2) Personal Bests — asked by Salvatore Cretella

I want to break my personal record for a 5K of 19:15, how do I get faster?

“19:15 is a fast time and it sounds like you know a bit about running. If you want to decrease that time, you have to get used to maintaining a faster pace. This is accomplished through building you muscular/strength endurance. You will want to incorporate hard efforts followed by short rest, back to the hard effort. For example: Run 40 seconds ALL OUT, then run easy 20 seconds (repeat 8-10 times). You can progress this to 10 x (50 seconds ALL OUT, 10 seconds rest), 10 x (60 seconds all out, 20 seconds rest), etc. You will also want to incorporate hard hill running into your training. This will give you the strength to push through the entire 5K distance. For Example: 12 x 30 seconds HARD uphill, use downhill as recovery. These two varieties of workouts will bring your running to new heights and have you setting PRs race after race.”

3) Runner Warm-up — asked by Ayman Nassar

I heard that running is its own warm-up. Is warming up necessary, and what is the minimum time you need to spend on warming up?
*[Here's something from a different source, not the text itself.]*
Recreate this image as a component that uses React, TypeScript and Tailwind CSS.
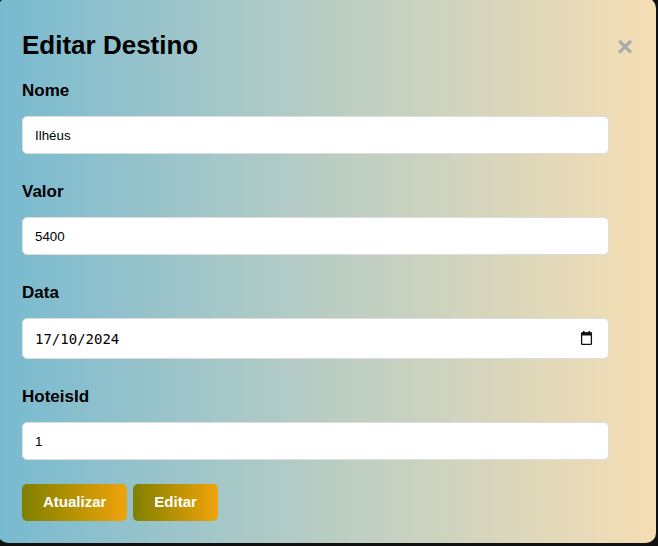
import React from "react";

const FIELDS = [
  { id: "nome", label: "Nome", value: "Ilhéus" },
  { id: "valor", label: "Valor", value: "5400" },
  { id: "data", label: "Data", value: "17/10/2024", date: true },
  { id: "hoteisId", label: "HoteisId", value: "1" },
];

function CalendarIcon() {
  return (
    <svg width="13" height="14" viewBox="0 0 13 14" className="absolute right-[16px] top-[13px] pointer-events-none">
      <rect x="3" y="0" width="1.5" height="3" fill="#111" />
      <rect x="8.5" y="0" width="1.5" height="3" fill="#111" />
      <rect x="1" y="1.5" width="11" height="3" fill="#111" />
      <rect x="1.6" y="2" width="9.8" height="11.4" rx="0.8" fill="none" stroke="#111" strokeWidth="1.3" />
    </svg>
  );
}

export default function App() {
  return (
    <div className="w-[658px] h-[546px] bg-[#111] overflow-hidden font-['Liberation_Sans',Arial,sans-serif]">
      {/* Modal */}
      <div className="relative ml-[-2px] mt-[-2px] w-[658px] h-[545px] rounded-[10px] bg-gradient-to-r from-[#77bad0] to-[#f5deb3] pl-[24px] pt-[32px]">
        <h2 className="text-[26px] leading-[30px] font-bold text-black">Editar Destino</h2>
        <span className="absolute right-[23px] top-[33px] text-[28px] leading-[32px] font-bold text-[#aaa] cursor-pointer">
          ×
        </span>

        <form className="mt-[21px] flex flex-col">
          {FIELDS.map((f) => (
            <div key={f.id} className="flex flex-col">
              <label htmlFor={f.id} className="text-[17px] leading-[20px] font-bold text-black mb-[15px]">
                {f.label}
              </label>
              {f.date ? (
                <div className="relative w-[587px] mb-[28px]">
                  <input
                    id={f.id}
                    type="text"
                    defaultValue={f.value}
                    className="w-full h-[41px] px-[12px] bg-white rounded-[5px] border border-[#ddd] text-[14px] text-black font-['DejaVu_Sans_Mono',monospace]"
                  />
                  <CalendarIcon />
                </div>
              ) : (
                <input
                  id={f.id}
                  type="text"
                  defaultValue={f.value}
                  className="w-[587px] h-[38px] px-[12px] bg-white rounded-[5px] border border-[#ddd] text-[13.333px] text-black mb-[28px]"
                />
              )}
            </div>
          ))}

          <div className="flex gap-[6px] mt-[-4px]">
            <button
              type="button"
              className="h-[37px] px-[21px] rounded-[5px] bg-gradient-to-r from-[#808000] to-[#f0a30a] text-white text-[15px] font-bold"
            >
              Atualizar
            </button>
            <button
              type="button"
              className="h-[37px] px-[21px] rounded-[5px] bg-gradient-to-r from-[#808000] to-[#f0a30a] text-white text-[15px] font-bold"
            >
              Editar
            </button>
          </div>
        </form>
      </div>
    </div>
  );
}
“I will answer this by saying yes and no. Running is itʼs own warm-up, but you will also want to incorporate some dynamic stretching to begin engaging the correct muscles and increase your flexibility in order to get the most out of your running stride. Initially you will want to run for 5-10 minutes at an easy pace to warm the muscles up. After this initial warm-up, you should stop and perform several dynamic stretches, focusing on the primary mover muscles used while running. These stretches should consist of lunges, squats, hip-openers, high knees, butt kicks, bounding and strides (short pick-ups). Once you target these muscles you are ready to start with the main portion of your workout. Regarding warm-downs, you will want to finish off your run with 5-10 minutes of easy running. You can follow up this easy running with static stretching, focusing on your hamstrings, quadriceps, calves, ankles, glutes and hips.”

4) Detrimental Stretching — asked by Elias Illescas

Stretching my calves before a run seems to make it worse while I’m running. Am I doing something wrong?

“I would tend to think your calves are tight and very immobile. The static stretching before a run pulls cold, tight muscles and puts added strain on these calf muscles which are engaged while running. The strain is adding to the the pain of the tight calves. First off, you need to be rolling/stretching your calves two times per day. You can roll before the run and roll/stretch after the run. You must gain flexibility or the pain will only get worse. After you warm up for 10-15 minutes of easy running, then you can stop and actively stretch your calves. You may also want to seek out a massage therapy/PT/Chiropractor who specializes in ART. This relaxes your calves and quickly increases flexibility. Tight calves can lead to other injuries so you will want to be diligent in caring for them.”

5) Transitioning to Barefoot Running — asked by Sam Briski

I’m considering transitioning into a barefoot running shoe. What are the advantages and disadvantages of running in a minimalist running shoe?

“Barefoot running is a huge trend right now as you can tell by looking at the abundance of barefoot running shoes on the market. There are, however, pros and cons to barefoot running. Personally, I’m a fan of minimalist (barefoot) running on occasion. Barefoot running is a strain on your system and it causes a lot of high impact, which stresses and fatigues the muscles involved in the running motion. This stress to the system causes pain. If you’re repetitively pounding on your muscles with no shock absorption, you will feel it.

That being said, I believe it is good to stress your system in this way occasionally. Especially for distance runners. You will adapt to the pounding and get stronger for it. You will also strengthen your ankles, feet and calves as well as gain flexibility in these same muscles. I would advise you to ease into barefoot running. Start slow/short distances once per week and build from there. I would not throw away your traditional running shoes because I do not believe the barefoot running stress to your system is beneficial more than once per week. More than that could cause damage to your feet/knees/hips/etc.”